Apenas para quem ainda não leu, o clássico Utopia é dividido em dois livros: no primeiro, More traça um panorama crítico de seu país (a Inglaterra), sendo bastante corrosivo a respeito das estruturas de um Estado que favorece a corrupção e o roubo. Na segunda parte, que fala da ilha Utopia, More apresenta uma sociedade alternativa (ainda que o neologismo criado por ele venha acompanhado de uma contradição, a do não-lugar/u-tópos).
More não foi o primeiro a imaginar uma sociedade ideal – e certamente tinha consciência de que o exemplo modelar da ilha Utopia (A República de Platão) não era assim tão perfeito – considerando ainda que a perfeição é monstruosa, não humana. Uma sociedade em que nada é de ninguém e o bem comum é mais importante que o bem individual pode ser modelar para os construtores de utopias (Proudhon, por exemplo) e certamente se apresentava como uma alternativa atraente à sociedade europeia do século 16, mas uma cultura perfeita é igualmente uma cultura estagnada, parada no tempo, como os tubarões, que são os mesmos há dois milhões de anos.

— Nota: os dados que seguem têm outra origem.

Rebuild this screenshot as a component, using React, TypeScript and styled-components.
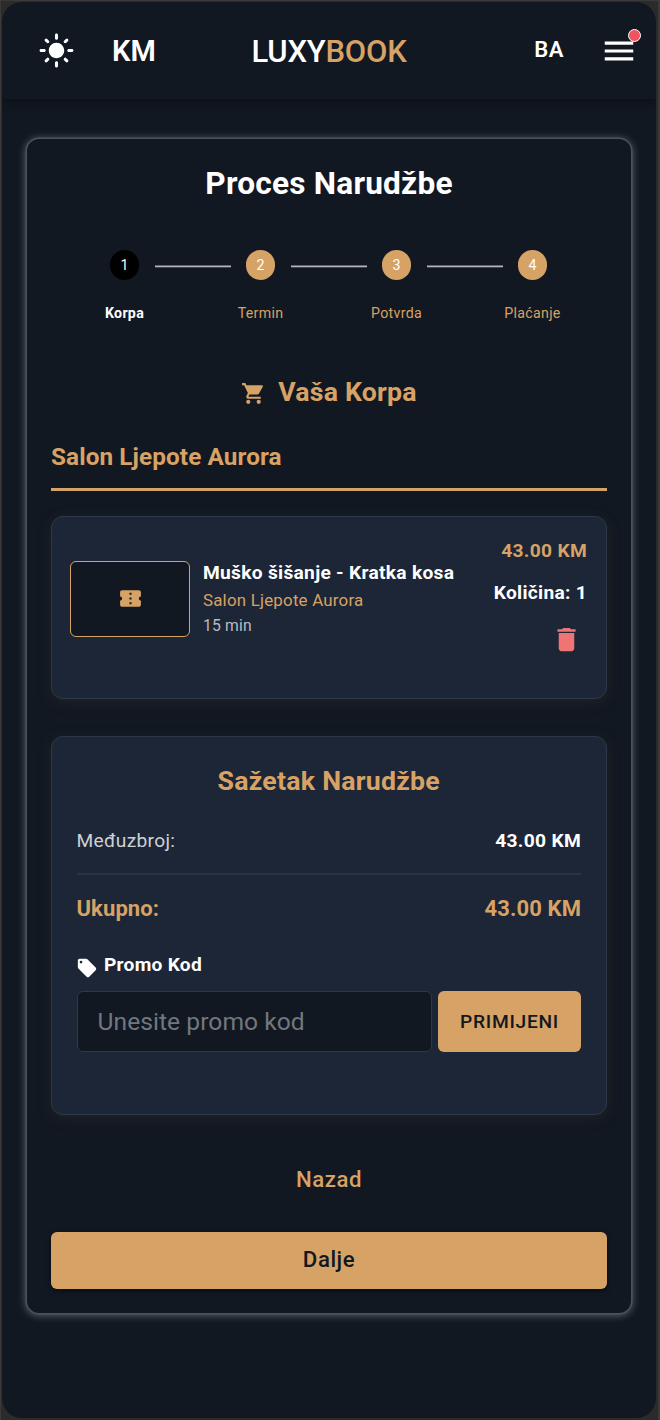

Talvez por isso, do século 20 em diante, a literatura caminhou por outra estrada, a da distopia. Um século dinâmico, que mudou a civilização com inovações tecnológicas e descobertas, só podia mesmo ter produzido autores como o russo Zamiatin, Aldous Huxley e George Orwell, bastante desconfiados sobre o funcionamento da sociedade “ideal” de More, que teria algo de totalitária. Distopia, contudo, não é antônimo de utopia. Orwell não escreveu 1984 apenas para denunciar a engrenagem totalitária de uma sociedade que vive para o coletivo, mas para nos alertar que cabe a cada um lutar contra a vigilância do Grande Irmão e defender as liberdades individuais.
Em Utopia, também More propõe um sistema alternativo de governo. Na ilha descrita pelo explorador português (fictício) Rafael (alusão ao anjo anunciador), tudo parece indicar o paraíso recuperado sobre a terra: a intolerância é condenada; as pessoas podem escolher sua religião e o dinheiro foi abolido da terra – inspirada, é provável, nos lugares exóticos visitados pelos navegadores europeus do século 16 (não se pode esquecer que Utopia foi lançado em 1516, 24 anos após a descoberta da América). Porém, e sempre existe uma conjunção adversativa, na ilha sonhada por More persiste a escravidão e os ladrões têm suas orelhas cortadas.
Ainda assim, Utopia é uma ilha da fantasia administrativa em que a razão conserva muito do cristianismo ético de More (que foi decapitado por isso) e de sua crença na igualdade entre os sexos (foi pioneiro ao educar as filhas nos moldes da educação clássica que formou seu filho, isso no século 16). Rompendo com a tradição bélica dos impérios, o humanista More faz a guerra virar palavrão em sua ilha, ainda que seus cidadãos se preparem para combater, caso seja necessário (para defender suas fronteiras, por exemplo).
As leis em Utopia são pouquíssimas. More justifica a razão: quanto mais simples for sua interpretação, mas justas os utopienses as consideram. Mas o visconde de Londres não se pronuncia assim tão facilmente. Ao final do segundo livro, Thomas More faz questão de deixar claro que não pode assentir com todas as coisas descritas pelo navegador português Rafael sobre a ilha Utopia. Mas admite que existem na república dos utopienses muitas coisas “que desejaria que houvesse em nossas cidades”. Nós, filhos de More, podemos dizer o mesmo.